The task
Copy out the whole listing exactly as written, leaving the pictures behind.

Information shown
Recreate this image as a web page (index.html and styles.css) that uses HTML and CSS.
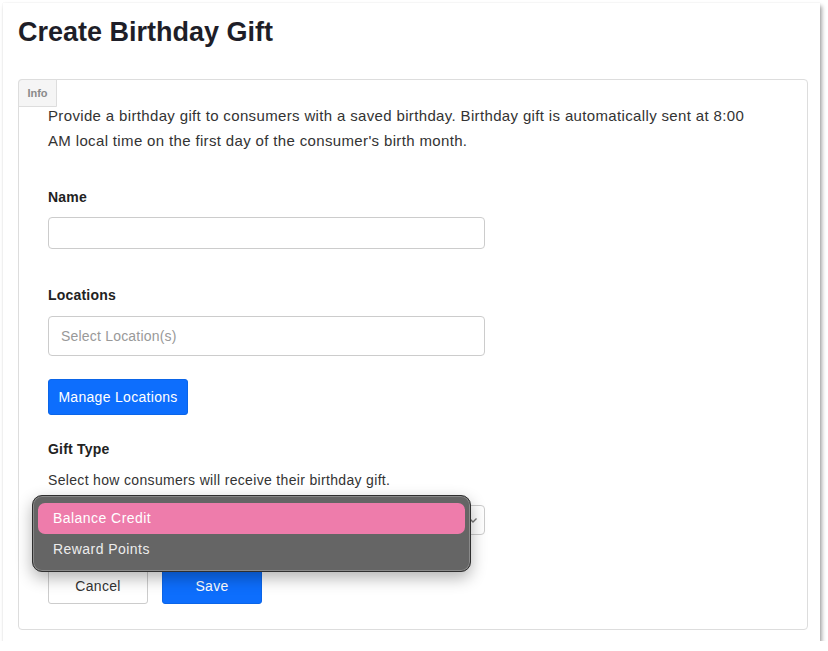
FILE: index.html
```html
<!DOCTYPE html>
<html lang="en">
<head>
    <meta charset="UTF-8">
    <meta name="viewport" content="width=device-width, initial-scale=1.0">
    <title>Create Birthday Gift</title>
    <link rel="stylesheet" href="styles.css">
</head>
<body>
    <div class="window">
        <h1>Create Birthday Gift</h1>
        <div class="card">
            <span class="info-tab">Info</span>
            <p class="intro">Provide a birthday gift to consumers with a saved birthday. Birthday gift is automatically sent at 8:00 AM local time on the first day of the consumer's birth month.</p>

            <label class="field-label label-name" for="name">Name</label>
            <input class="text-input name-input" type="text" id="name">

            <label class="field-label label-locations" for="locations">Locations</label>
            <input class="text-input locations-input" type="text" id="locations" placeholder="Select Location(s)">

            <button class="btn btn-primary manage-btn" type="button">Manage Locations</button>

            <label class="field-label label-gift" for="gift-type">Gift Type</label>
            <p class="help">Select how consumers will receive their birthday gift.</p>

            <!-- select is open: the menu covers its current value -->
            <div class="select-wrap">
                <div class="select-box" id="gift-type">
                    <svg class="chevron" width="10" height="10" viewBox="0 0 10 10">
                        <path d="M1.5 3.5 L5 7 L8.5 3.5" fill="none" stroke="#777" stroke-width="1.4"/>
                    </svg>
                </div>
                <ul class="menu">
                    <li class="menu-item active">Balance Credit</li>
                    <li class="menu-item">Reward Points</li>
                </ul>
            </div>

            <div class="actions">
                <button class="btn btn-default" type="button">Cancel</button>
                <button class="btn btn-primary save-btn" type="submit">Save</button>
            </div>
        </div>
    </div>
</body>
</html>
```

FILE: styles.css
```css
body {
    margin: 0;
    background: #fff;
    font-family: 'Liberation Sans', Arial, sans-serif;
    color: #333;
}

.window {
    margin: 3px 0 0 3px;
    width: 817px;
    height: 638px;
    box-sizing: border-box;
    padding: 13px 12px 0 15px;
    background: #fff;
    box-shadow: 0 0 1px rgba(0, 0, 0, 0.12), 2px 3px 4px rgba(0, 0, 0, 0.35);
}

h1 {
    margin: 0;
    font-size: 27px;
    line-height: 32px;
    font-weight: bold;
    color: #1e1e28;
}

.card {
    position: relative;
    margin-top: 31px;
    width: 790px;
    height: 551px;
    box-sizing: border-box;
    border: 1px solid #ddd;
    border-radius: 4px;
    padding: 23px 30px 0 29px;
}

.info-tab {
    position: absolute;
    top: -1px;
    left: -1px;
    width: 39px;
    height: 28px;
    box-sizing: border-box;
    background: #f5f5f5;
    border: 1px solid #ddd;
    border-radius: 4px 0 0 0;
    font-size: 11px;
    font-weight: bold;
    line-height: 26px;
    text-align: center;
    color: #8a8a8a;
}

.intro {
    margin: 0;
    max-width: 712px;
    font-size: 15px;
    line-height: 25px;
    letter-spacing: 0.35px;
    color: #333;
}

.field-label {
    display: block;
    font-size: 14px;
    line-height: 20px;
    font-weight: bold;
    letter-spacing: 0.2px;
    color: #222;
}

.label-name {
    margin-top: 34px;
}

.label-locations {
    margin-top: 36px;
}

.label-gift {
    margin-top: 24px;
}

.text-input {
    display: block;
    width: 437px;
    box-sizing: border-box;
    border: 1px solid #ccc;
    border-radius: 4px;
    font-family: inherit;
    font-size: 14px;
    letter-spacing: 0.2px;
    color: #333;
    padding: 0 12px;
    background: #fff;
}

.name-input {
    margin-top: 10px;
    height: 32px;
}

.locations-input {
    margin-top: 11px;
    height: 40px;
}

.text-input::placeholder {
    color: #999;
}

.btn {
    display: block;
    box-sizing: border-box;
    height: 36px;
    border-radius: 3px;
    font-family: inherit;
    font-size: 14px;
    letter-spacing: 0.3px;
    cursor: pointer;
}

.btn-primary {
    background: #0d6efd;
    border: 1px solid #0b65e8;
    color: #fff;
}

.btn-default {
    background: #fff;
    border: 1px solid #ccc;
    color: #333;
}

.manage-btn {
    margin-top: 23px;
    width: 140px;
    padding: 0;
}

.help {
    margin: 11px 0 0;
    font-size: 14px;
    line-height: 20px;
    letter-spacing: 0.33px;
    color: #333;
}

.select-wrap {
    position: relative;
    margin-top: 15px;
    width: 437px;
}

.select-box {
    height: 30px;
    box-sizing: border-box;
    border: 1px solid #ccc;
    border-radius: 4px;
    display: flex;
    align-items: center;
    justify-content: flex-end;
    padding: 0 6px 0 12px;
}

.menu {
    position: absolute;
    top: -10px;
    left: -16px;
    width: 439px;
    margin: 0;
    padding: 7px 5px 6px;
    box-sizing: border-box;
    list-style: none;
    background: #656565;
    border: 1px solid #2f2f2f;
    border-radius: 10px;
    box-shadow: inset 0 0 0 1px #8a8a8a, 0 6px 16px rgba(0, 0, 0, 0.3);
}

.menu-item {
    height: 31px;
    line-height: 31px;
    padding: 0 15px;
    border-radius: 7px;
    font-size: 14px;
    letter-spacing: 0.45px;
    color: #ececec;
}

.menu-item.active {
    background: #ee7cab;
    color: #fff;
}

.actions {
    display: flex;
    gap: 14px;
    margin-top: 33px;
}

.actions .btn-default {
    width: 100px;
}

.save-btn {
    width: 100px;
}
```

Result below
Recreate this image as a web page (index.html and styles.css) that uses HTML and CSS.
FILE: index.html
```html
<!DOCTYPE html>
<html lang="en">
<head>
    <meta charset="UTF-8">
    <meta name="viewport" content="width=device-width, initial-scale=1.0">
    <title>Create Birthday Gift</title>
    <link rel="stylesheet" href="styles.css">
</head>
<body>
    <div class="window">
        <h1>Create Birthday Gift</h1>
        <div class="card">
            <span class="info-tab">Info</span>
            <p class="intro">Provide a birthday gift to consumers with a saved birthday. Birthday gift is automatically sent at 8:00 AM local time on the first day of the consumer's birth month.</p>

            <label class="field-label label-name" for="name">Name</label>
            <input class="text-input name-input" type="text" id="name">

            <label class="field-label label-locations" for="locations">Locations</label>
            <input class="text-input locations-input" type="text" id="locations" placeholder="Select Location(s)">

            <button class="btn btn-primary manage-btn" type="button">Manage Locations</button>

            <label class="field-label label-gift" for="gift-type">Gift Type</label>
            <p class="help">Select how consumers will receive their birthday gift.</p>

            <!-- select is open: the menu covers its current value -->
            <div class="select-wrap">
                <div class="select-box" id="gift-type">
                    <svg class="chevron" width="10" height="10" viewBox="0 0 10 10">
                        <path d="M1.5 3.5 L5 7 L8.5 3.5" fill="none" stroke="#777" stroke-width="1.4"/>
                    </svg>
                </div>
                <ul class="menu">
                    <li class="menu-item active">Balance Credit</li>
                    <li class="menu-item">Reward Points</li>
                </ul>
            </div>

            <div class="actions">
                <button class="btn btn-default" type="button">Cancel</button>
                <button class="btn btn-primary save-btn" type="submit">Save</button>
            </div>
        </div>
    </div>
</body>
</html>
```

FILE: styles.css
```css
body {
    margin: 0;
    background: #fff;
    font-family: 'Liberation Sans', Arial, sans-serif;
    color: #333;
}

.window {
    margin: 3px 0 0 3px;
    width: 817px;
    height: 638px;
    box-sizing: border-box;
    padding: 13px 12px 0 15px;
    background: #fff;
    box-shadow: 0 0 1px rgba(0, 0, 0, 0.12), 2px 3px 4px rgba(0, 0, 0, 0.35);
}

h1 {
    margin: 0;
    font-size: 27px;
    line-height: 32px;
    font-weight: bold;
    color: #1e1e28;
}

.card {
    position: relative;
    margin-top: 31px;
    width: 790px;
    height: 551px;
    box-sizing: border-box;
    border: 1px solid #ddd;
    border-radius: 4px;
    padding: 23px 30px 0 29px;
}

.info-tab {
    position: absolute;
    top: -1px;
    left: -1px;
    width: 39px;
    height: 28px;
    box-sizing: border-box;
    background: #f5f5f5;
    border: 1px solid #ddd;
    border-radius: 4px 0 0 0;
    font-size: 11px;
    font-weight: bold;
    line-height: 26px;
    text-align: center;
    color: #8a8a8a;
}

.intro {
    margin: 0;
    max-width: 712px;
    font-size: 15px;
    line-height: 25px;
    letter-spacing: 0.35px;
    color: #333;
}

.field-label {
    display: block;
    font-size: 14px;
    line-height: 20px;
    font-weight: bold;
    letter-spacing: 0.2px;
    color: #222;
}

.label-name {
    margin-top: 34px;
}

.label-locations {
    margin-top: 36px;
}

.label-gift {
    margin-top: 24px;
}

.text-input {
    display: block;
    width: 437px;
    box-sizing: border-box;
    border: 1px solid #ccc;
    border-radius: 4px;
    font-family: inherit;
    font-size: 14px;
    letter-spacing: 0.2px;
    color: #333;
    padding: 0 12px;
    background: #fff;
}

.name-input {
    margin-top: 10px;
    height: 32px;
}

.locations-input {
    margin-top: 11px;
    height: 40px;
}

.text-input::placeholder {
    color: #999;
}

.btn {
    display: block;
    box-sizing: border-box;
    height: 36px;
    border-radius: 3px;
    font-family: inherit;
    font-size: 14px;
    letter-spacing: 0.3px;
    cursor: pointer;
}

.btn-primary {
    background: #0d6efd;
    border: 1px solid #0b65e8;
    color: #fff;
}

.btn-default {
    background: #fff;
    border: 1px solid #ccc;
    color: #333;
}

.manage-btn {
    margin-top: 23px;
    width: 140px;
    padding: 0;
}

.help {
    margin: 11px 0 0;
    font-size: 14px;
    line-height: 20px;
    letter-spacing: 0.33px;
    color: #333;
}

.select-wrap {
    position: relative;
    margin-top: 15px;
    width: 437px;
}

.select-box {
    height: 30px;
    box-sizing: border-box;
    border: 1px solid #ccc;
    border-radius: 4px;
    display: flex;
    align-items: center;
    justify-content: flex-end;
    padding: 0 6px 0 12px;
}

.menu {
    position: absolute;
    top: -10px;
    left: -16px;
    width: 439px;
    margin: 0;
    padding: 7px 5px 6px;
    box-sizing: border-box;
    list-style: none;
    background: #656565;
    border: 1px solid #2f2f2f;
    border-radius: 10px;
    box-shadow: inset 0 0 0 1px #8a8a8a, 0 6px 16px rgba(0, 0, 0, 0.3);
}

.menu-item {
    height: 31px;
    line-height: 31px;
    padding: 0 15px;
    border-radius: 7px;
    font-size: 14px;
    letter-spacing: 0.45px;
    color: #ececec;
}

.menu-item.active {
    background: #ee7cab;
    color: #fff;
}

.actions {
    display: flex;
    gap: 14px;
    margin-top: 33px;
}

.actions .btn-default {
    width: 100px;
}

.save-btn {
    width: 100px;
}
```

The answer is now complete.